> **Short task**: Identify the lines that include the word "components", then copy all of them.

=== Extracted material ===

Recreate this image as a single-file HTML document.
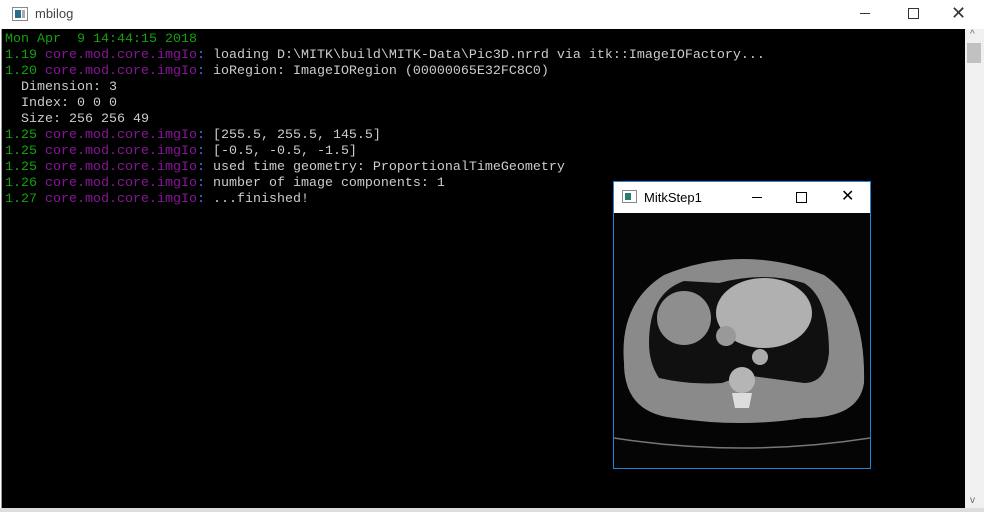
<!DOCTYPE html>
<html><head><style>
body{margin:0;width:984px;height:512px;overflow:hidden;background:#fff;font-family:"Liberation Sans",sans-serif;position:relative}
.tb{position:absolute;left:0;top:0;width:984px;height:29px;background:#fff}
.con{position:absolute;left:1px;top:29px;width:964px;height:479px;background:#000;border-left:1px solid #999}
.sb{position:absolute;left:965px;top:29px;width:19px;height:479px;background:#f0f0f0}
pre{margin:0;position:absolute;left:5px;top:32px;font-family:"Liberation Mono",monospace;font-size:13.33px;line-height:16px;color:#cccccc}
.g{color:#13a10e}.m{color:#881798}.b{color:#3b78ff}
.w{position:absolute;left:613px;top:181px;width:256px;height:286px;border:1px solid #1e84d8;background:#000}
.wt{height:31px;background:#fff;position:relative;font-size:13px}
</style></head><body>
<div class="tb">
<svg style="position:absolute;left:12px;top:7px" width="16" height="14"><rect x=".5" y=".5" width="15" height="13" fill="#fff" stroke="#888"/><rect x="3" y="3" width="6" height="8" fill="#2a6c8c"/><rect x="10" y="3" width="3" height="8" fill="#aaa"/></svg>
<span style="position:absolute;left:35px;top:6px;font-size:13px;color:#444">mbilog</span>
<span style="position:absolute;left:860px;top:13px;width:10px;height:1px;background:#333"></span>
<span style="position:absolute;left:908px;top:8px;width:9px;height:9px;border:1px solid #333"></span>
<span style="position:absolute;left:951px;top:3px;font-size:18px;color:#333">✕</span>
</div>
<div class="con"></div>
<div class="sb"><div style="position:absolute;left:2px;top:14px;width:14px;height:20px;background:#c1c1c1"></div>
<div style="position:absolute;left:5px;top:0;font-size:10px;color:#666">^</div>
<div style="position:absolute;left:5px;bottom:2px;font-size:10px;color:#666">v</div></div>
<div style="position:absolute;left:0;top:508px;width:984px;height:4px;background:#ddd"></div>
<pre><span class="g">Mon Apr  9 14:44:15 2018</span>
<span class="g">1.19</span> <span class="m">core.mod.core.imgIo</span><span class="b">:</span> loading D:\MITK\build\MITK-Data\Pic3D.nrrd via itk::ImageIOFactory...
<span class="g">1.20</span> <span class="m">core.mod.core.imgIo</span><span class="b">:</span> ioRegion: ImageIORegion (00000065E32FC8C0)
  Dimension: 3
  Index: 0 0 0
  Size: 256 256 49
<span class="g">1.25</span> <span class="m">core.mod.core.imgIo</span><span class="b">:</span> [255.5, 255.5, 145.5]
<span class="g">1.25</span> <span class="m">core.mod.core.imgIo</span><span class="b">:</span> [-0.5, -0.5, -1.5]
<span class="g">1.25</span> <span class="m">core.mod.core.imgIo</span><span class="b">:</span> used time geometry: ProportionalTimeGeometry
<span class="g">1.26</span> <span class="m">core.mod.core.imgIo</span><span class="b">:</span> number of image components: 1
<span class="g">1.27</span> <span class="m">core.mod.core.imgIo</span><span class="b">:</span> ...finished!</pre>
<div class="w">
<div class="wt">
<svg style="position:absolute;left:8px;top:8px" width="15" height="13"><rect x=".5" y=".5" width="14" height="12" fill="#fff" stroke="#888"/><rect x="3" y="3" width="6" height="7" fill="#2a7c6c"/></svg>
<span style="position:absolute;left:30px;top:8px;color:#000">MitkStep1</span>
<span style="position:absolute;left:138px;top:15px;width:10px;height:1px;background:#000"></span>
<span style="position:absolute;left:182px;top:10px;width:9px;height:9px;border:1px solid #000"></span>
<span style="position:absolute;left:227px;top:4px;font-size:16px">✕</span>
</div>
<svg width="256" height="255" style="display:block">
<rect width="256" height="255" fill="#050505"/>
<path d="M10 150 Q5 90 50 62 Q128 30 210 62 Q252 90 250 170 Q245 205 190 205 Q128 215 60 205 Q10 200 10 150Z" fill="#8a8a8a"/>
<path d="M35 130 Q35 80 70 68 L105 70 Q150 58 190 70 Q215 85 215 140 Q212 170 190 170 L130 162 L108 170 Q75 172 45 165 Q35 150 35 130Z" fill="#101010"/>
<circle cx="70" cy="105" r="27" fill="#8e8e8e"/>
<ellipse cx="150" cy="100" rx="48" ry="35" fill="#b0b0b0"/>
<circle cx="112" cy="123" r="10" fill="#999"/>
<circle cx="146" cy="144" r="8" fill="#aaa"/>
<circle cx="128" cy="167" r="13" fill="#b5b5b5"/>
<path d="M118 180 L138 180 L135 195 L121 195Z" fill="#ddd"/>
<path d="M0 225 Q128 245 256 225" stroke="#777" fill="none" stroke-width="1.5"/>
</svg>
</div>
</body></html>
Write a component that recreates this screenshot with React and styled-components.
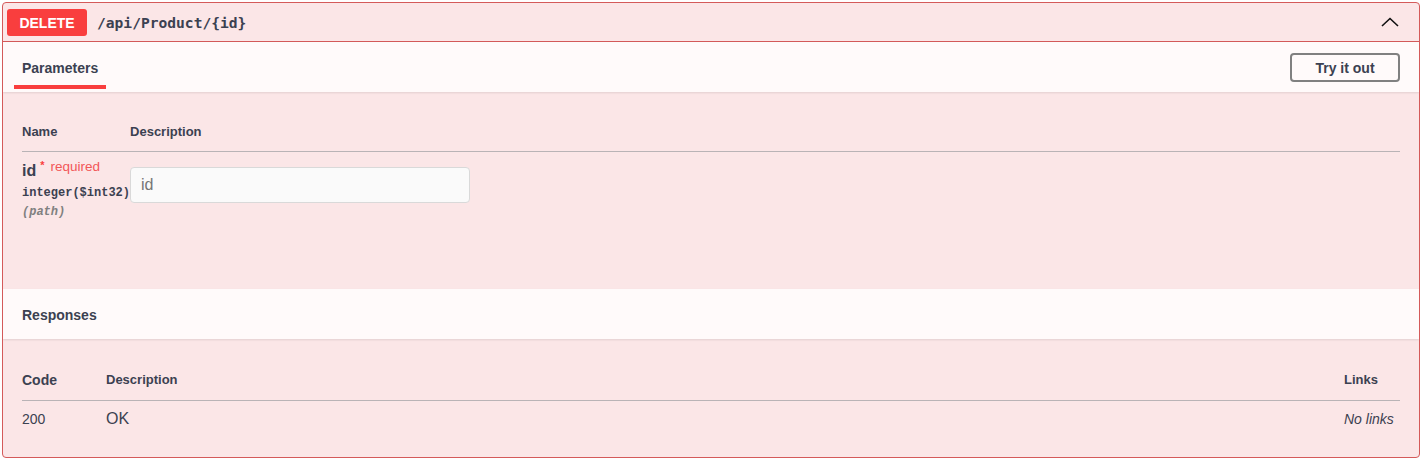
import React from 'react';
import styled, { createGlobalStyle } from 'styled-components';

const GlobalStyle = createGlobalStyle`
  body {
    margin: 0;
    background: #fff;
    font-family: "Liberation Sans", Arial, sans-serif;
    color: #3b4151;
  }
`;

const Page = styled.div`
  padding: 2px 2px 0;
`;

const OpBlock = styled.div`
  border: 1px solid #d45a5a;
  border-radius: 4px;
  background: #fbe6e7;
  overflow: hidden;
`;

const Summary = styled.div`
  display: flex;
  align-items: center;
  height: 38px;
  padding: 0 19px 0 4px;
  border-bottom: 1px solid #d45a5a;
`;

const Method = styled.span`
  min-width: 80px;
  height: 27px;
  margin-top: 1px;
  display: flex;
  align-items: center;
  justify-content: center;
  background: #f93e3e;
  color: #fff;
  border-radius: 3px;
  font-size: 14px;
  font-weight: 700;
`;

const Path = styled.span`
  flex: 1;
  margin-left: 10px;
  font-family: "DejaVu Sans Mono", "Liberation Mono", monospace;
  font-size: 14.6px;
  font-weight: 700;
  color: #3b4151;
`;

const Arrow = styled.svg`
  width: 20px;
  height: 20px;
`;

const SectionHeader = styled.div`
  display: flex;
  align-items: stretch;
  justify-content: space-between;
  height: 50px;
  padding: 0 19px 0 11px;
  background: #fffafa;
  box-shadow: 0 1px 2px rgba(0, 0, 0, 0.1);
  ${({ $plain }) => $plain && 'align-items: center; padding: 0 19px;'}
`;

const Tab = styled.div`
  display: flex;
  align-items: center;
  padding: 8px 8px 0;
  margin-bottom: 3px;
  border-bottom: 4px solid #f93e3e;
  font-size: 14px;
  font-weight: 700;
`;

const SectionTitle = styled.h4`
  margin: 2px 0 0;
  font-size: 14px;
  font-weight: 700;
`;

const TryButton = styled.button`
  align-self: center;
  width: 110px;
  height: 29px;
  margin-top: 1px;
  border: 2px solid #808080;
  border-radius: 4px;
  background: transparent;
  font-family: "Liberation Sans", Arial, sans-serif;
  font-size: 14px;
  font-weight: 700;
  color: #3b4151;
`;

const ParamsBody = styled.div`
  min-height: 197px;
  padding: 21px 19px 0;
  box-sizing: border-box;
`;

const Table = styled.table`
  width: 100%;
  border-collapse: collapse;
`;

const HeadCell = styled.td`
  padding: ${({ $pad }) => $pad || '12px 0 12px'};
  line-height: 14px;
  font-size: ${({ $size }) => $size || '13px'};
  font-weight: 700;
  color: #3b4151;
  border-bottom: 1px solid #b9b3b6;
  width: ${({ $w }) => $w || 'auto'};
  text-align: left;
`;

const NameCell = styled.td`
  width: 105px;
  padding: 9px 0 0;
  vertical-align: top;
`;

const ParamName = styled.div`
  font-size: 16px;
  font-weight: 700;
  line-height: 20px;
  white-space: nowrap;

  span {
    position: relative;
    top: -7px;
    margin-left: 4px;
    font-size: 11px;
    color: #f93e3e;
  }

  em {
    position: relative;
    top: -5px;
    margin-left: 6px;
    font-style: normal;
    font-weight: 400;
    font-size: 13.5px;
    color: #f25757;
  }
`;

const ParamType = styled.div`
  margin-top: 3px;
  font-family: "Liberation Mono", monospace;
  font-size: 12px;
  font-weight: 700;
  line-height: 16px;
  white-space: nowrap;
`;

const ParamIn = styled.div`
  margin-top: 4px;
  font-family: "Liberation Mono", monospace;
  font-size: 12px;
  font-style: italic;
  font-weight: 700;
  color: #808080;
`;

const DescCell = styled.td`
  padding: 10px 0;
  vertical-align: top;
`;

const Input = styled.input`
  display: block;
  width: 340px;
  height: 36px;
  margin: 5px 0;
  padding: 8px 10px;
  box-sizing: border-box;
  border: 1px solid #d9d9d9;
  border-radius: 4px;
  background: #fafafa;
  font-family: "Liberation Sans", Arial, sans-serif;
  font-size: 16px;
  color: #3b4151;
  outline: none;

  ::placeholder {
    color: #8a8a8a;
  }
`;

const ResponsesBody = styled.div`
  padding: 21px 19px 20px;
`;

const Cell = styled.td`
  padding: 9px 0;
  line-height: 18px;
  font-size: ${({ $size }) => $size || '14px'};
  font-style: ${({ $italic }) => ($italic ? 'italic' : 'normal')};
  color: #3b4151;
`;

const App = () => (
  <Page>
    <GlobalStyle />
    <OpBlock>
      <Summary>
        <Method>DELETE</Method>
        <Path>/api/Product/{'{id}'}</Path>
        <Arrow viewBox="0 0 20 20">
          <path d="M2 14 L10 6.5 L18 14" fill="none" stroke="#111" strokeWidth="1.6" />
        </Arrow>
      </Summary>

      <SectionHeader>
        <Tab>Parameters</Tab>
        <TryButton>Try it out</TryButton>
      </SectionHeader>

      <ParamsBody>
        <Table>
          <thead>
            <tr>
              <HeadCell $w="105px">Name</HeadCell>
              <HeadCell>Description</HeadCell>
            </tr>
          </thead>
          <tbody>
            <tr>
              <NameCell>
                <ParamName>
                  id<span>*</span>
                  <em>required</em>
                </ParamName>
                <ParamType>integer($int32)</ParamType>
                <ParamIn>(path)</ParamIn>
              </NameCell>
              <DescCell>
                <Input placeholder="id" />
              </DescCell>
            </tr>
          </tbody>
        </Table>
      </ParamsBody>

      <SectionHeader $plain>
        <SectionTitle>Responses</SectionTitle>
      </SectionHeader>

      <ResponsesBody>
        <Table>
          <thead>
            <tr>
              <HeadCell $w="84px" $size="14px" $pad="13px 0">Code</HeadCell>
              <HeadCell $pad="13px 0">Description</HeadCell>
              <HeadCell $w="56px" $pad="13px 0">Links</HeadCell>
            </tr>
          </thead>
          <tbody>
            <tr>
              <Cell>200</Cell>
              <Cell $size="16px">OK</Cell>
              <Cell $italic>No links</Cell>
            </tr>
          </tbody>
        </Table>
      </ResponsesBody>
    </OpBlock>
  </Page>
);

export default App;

===

> **Result of this task**:
<span class="g">1.26</span> <span class="m">core.mod.core.imgIo</span><span class="b">:</span> number of image components: 1
Write a component that recreates this screenshot with React and styled-components.
import styled, { createGlobalStyle } from 'styled-components';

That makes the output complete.